Bean is a glorious fuck-up. It makes sense that she’s voiced by one half of Broad City, and Jacobson nails that balance of warmth and bratty teen petulance. This princess is ill-equipped for her own world as well as that of the lowly commoner. She’s been created as a back-up option to the true male heir and her worth is rooted in how she can service men, be it her husband or her father, King Zog. She drinks and gets high and kills people at a remarkable rate, partly because the demon enables her but mostly because it’s all she feels she’s good at. Bean is self-destructive and regrets her messes every single time, but it doesn’t stop her. The simple subversion of the cartoon princess trope works wonders here, and seeing a buck-toothed tomboy who knocks back beer like it’s going out of style and derides all the men around her is immensely satisfying.

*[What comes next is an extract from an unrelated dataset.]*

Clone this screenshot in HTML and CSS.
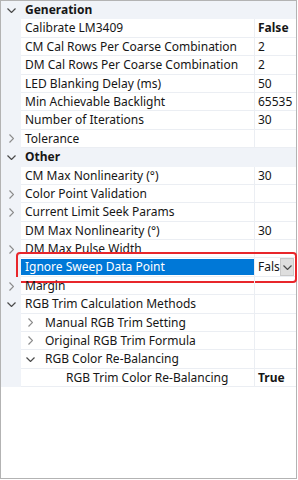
FILE: index.html
```html
<!DOCTYPE html>
<html>
<head>
<meta charset="utf-8">
<link rel="stylesheet" href="styles.css">
</head>
<body>
<div class="frame">
  <div class="grid">
    <div class="row cat"><span class="gutter"><svg class="chev down dark" viewBox="0 0 9 5"><path d="M0.5 0.5 L4.5 4.5 L8.5 0.5"/></svg></span><span class="label">Generation</span></div>
    <div class="row"><span class="gutter"></span><span class="label">Calibrate LM3409</span><span class="value b">False</span></div>
    <div class="row"><span class="gutter"></span><span class="label">CM Cal Rows Per Coarse Combination</span><span class="value">2</span></div>
    <div class="row"><span class="gutter"></span><span class="label">DM Cal Rows Per Coarse Combination</span><span class="value">2</span></div>
    <div class="row"><span class="gutter"></span><span class="label">LED Blanking Delay (ms)</span><span class="value">50</span></div>
    <div class="row"><span class="gutter"></span><span class="label">Min Achievable Backlight</span><span class="value">65535</span></div>
    <div class="row"><span class="gutter"></span><span class="label">Number of Iterations</span><span class="value">30</span></div>
    <div class="row"><span class="gutter"><svg class="chev right" viewBox="0 0 5 9"><path d="M0.5 0.5 L4.5 4.5 L0.5 8.5"/></svg></span><span class="label">Tolerance</span><span class="value"></span></div>
    <div class="row cat"><span class="gutter"><svg class="chev down dark" viewBox="0 0 9 5"><path d="M0.5 0.5 L4.5 4.5 L8.5 0.5"/></svg></span><span class="label">Other</span></div>
    <div class="row"><span class="gutter"></span><span class="label">CM Max Nonlinearity (°)</span><span class="value">30</span></div>
    <div class="row"><span class="gutter"><svg class="chev right" viewBox="0 0 5 9"><path d="M0.5 0.5 L4.5 4.5 L0.5 8.5"/></svg></span><span class="label">Color Point Validation</span><span class="value"></span></div>
    <div class="row"><span class="gutter"><svg class="chev right" viewBox="0 0 5 9"><path d="M0.5 0.5 L4.5 4.5 L0.5 8.5"/></svg></span><span class="label">Current Limit Seek Params</span><span class="value"></span></div>
    <div class="row"><span class="gutter"></span><span class="label">DM Max Nonlinearity (°)</span><span class="value">30</span></div>
    <div class="row"><span class="gutter"><svg class="chev right" viewBox="0 0 5 9"><path d="M0.5 0.5 L4.5 4.5 L0.5 8.5"/></svg></span><span class="label">DM Max Pulse Width</span><span class="value"></span></div>
    <div class="row sel"><span class="gutter"></span><span class="label"><span class="hl">Ignore Sweep Data Point</span></span><span class="value edit">False<span class="dd"><svg class="chev down dark" viewBox="0 0 9 5"><path d="M0.5 0.5 L4.5 4.5 L8.5 0.5"/></svg></span></span>
      <div class="callout"></div>
    </div>
    <div class="row"><span class="gutter"><svg class="chev right" viewBox="0 0 5 9"><path d="M0.5 0.5 L4.5 4.5 L0.5 8.5"/></svg></span><span class="label">Margin</span><span class="value"></span></div>
    <div class="row"><span class="gutter"><svg class="chev down dark" viewBox="0 0 9 5"><path d="M0.5 0.5 L4.5 4.5 L8.5 0.5"/></svg></span><span class="label">RGB Trim Calculation Methods</span><span class="value"></span></div>
    <div class="row"><span class="gutter"></span><span class="label l2"><svg class="chev right" viewBox="0 0 5 9"><path d="M0.5 0.5 L4.5 4.5 L0.5 8.5"/></svg>Manual RGB Trim Setting</span><span class="value"></span></div>
    <div class="row"><span class="gutter"></span><span class="label l2"><svg class="chev right" viewBox="0 0 5 9"><path d="M0.5 0.5 L4.5 4.5 L0.5 8.5"/></svg>Original RGB Trim Formula</span><span class="value"></span></div>
    <div class="row"><span class="gutter"></span><span class="label l2"><svg class="chev down dark" viewBox="0 0 9 5"><path d="M0.5 0.5 L4.5 4.5 L8.5 0.5"/></svg>RGB Color Re-Balancing</span><span class="value"></span></div>
    <div class="row"><span class="gutter"></span><span class="label l3">RGB Trim Color Re-Balancing</span><span class="value b">True</span></div>
  </div>
</div>
</body>
</html>
```
FILE: styles.css
```css
* { box-sizing: border-box; }
html, body { margin: 0; padding: 0; background: #fff; }
body {
  font-family: "Noto Sans", "Open Sans", sans-serif;
  font-size: 12px;
  color: #161616;
}
.frame {
  width: 297px;
  height: 479px;
  border: 1px solid #b3b3b3;
  background: #fff;
}
.grid {
  display: flex;
  flex-direction: column;
}
.row {
  position: relative;
  display: grid;
  grid-template-columns: 20px 233px 1fr;
  height: 18.4px;
  line-height: 17.4px;
}
.gutter {
  background: #f0f3f8;
  display: flex;
  align-items: center;
  justify-content: center;
}
.label {
  padding-left: 4px;
  white-space: nowrap;
  overflow: hidden;
  border-bottom: 1px solid #ebeef3;
  display: flex;
  align-items: center;
}
.value {
  border-left: 1px solid #ebeef3;
  border-bottom: 1px solid #ebeef3;
  padding-left: 3px;
  white-space: nowrap;
  overflow: hidden;
}
.b { font-weight: 700; }
.cat { background: #f0f3f8; grid-template-columns: 20px 1fr; }
.cat .label { font-weight: 700; border-bottom: 1px solid #f0f3f8; }
.chev { fill: none; stroke-width: 1.2; }
.chev.right { width: 5px; height: 9px; stroke: #8c8c8c; }
.chev.down { width: 9px; height: 5px; stroke: #8c8c8c; }
.chev.dark { stroke: #4a4a4a; }
.l2 { padding-left: 7px; }
.l2 .chev { margin-right: 12px; }
.l2 .chev.down { margin-right: 10px; margin-left: -2px; }
.l3 { padding-left: 45px; }
.sel .label { padding: 1px 0 1px 0; }
.hl {
  display: block;
  width: 100%;
  height: 100%;
  background: #0078d7;
  color: #fff;
  padding-left: 4px;
  line-height: 16px;
}
.edit {
  position: relative;
  overflow: visible;
}
.dd {
  position: absolute;
  top: 0;
  bottom: 0;
  right: 2px;
  width: 14px;
  background: #dedede;
  border: 1px solid #c8c8c8;
  display: flex;
  align-items: center;
  justify-content: center;
}
.callout {
  position: absolute;
  left: 15px;
  right: -1px;
  top: -6px;
  bottom: -6px;
  border: 2px solid #e8262b;
  border-radius: 4px;
  pointer-events: none;
}
```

Overall, the characterization is consistent throughout for the large ensemble: Luci is an agent of chaos, so casually evil but with growing affection for his cohorts; Zog is a bad king who lacks the emotional capacity to deal with the daughter he loves but has never said so; Odval, the Prime Minister of Dreamland, is calculating but has no respect for his king and would prefer to engage in good old-fashioned sex magic with his wizard boyfriend; even Prince Merkimer, voiced by the ever wonderful Matt Berry, is essentially Medieval Zapp Brannigan (and it is hysterical).

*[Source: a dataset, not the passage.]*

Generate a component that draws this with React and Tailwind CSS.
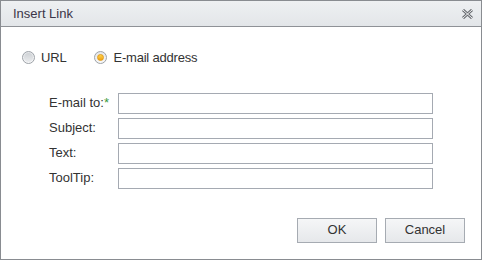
import React, { useState } from 'react';

// Radio bullet drawn with CSS, like the skinned dialog controls
const Radio = ({ checked, label, onClick }) => (
  <label className="flex items-center cursor-pointer" onClick={onClick}>
    <span className="w-[13px] h-[13px] rounded-full border border-[#9da2a8] bg-gradient-to-b from-[#e4e6e9] to-[#f8f8f9] flex items-center justify-center">
      {checked ? (
        <span className="w-[7px] h-[7px] rounded-full bg-gradient-to-b from-[#fbd24a] to-[#f0a10c] border border-[#e39c17]" />
      ) : (
        <span className="w-[9px] h-[9px] rounded-full bg-gradient-to-b from-[#cfd2d6] to-[#e9ebed]" />
      )}
    </span>
    <span className="ml-[6px] text-[13px] tracking-[-0.2px] text-[#333]">{label}</span>
  </label>
);

const Field = ({ label, required }) => (
  <div className="flex items-center h-[25px]">
    <span className="w-[69px] text-[13px] text-[#333] whitespace-nowrap">
      {label}
      {required && <span className="text-[#3a9a3a]">*</span>}
    </span>
    <input className="w-[315px] h-[21px] border border-[#a5aab2] bg-white outline-none px-1 text-[13px]" />
  </div>
);

export default function App() {
  const [mode, setMode] = useState('email');

  return (
    <div className="w-[482px] h-[260px] border border-[#898c91] bg-white flex flex-col font-['Liberation_Sans',Arial,sans-serif]">
      {/* title bar */}
      <div className="h-[26px] shrink-0 border-b border-[#8f9297] bg-gradient-to-b from-[#eef0f2] to-[#e3e6e9] flex items-center justify-between pl-[12px] pr-[8px]">
        <span className="text-[13px] text-[#3b3548]">Insert Link</span>
        <svg width="11" height="10" viewBox="0 0 11 10" className="mt-[1px]">
          <path d="M1 1 L10 9 M10 1 L1 9" stroke="#6a6d72" strokeWidth="3" />
          <path d="M1 1 L10 9 M10 1 L1 9" stroke="#f2f3f4" strokeWidth="1" />
        </svg>
      </div>

      {/* link type */}
      <div className="flex items-center gap-[28px] pl-[21px] pt-[21px]">
        <Radio checked={mode === 'url'} label="URL" onClick={() => setMode('url')} />
        <Radio checked={mode === 'email'} label="E-mail address" onClick={() => setMode('email')} />
      </div>

      {/* fields */}
      <div className="flex flex-col pl-[48px] pt-[23px]">
        <Field label="E-mail to:" required />
        <Field label="Subject:" />
        <Field label="Text:" />
        <Field label="ToolTip:" />
      </div>

      {/* buttons */}
      <div className="flex justify-end gap-[8px] pr-[16px] pt-[27px]">
        <button className="w-[80px] h-[25px] border border-[#a6abb2] bg-gradient-to-b from-[#f5f6f7] to-[#e6e8eb] text-[13px] text-[#333]">OK</button>
        <button className="w-[80px] h-[25px] border border-[#a6abb2] bg-gradient-to-b from-[#f5f6f7] to-[#e6e8eb] text-[13px] text-[#333]">Cancel</button>
      </div>
    </div>
  );
}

The only blind spot here is Elfo. I get the feeling that the show wanted him to be the Fry of this world, a sweetheart dolt who is completely out of place in his new land, but he veers too quickly into Nice Guy territory. His crush on Bean can be cute but often feels archaic, although the show is also smart enough to straight-up acknowledge how possessive his behaviour gets. The writing can’t decide if he’s supposed to be endlessly sweet or the little bastard of the elf world, and the balance never quite works. He does improve by the season’s end, but Elfo could use a little more work in the writers’ room.

The strength of the show is its humour. I laughed out loud consistently with every episode. There’s one gag featuring mermaids that had me slide onto the floor in near hysteria. Where the show gets intriguing is in its embrace of a more serialized format. There is a running plotline throughout the season - Zog’s hunt for the elixir of life through use of Elfo’s blood - that pays off in an unexpectedly smart and poignant way. Groening’s work tends to eschew such limitations. The fishbowl memory of The Simpsons, and to a lesser extent Futurama, allowed the writers to go wild. Here, they have to commit to plot and character alike. It works, partly because it promises such immense potential for a second season but also because they put the work in to make the climax effective. Moments like the thawing of Bean and Zog’s mutually antagonistic father-daughter relationship pack a quiet punch amid the gags.

I’m excited to see where Disenchantment goes, and on my second watch of the season, the jokes still landed for me and I found time to appreciate the sheer beauty of the animation. Groening’s oft-imitated style has never looked better. The music, by Mark Mothersbaugh of Devo, is also a thing of wonder, blending Eastern European folk with a fantasy tinge. It’s not a Matt Groening show without a theme song that gets stuck in your head for days. Disenchantment has teething problems, but in an age of instant pop culture gratification, it deserves your patience.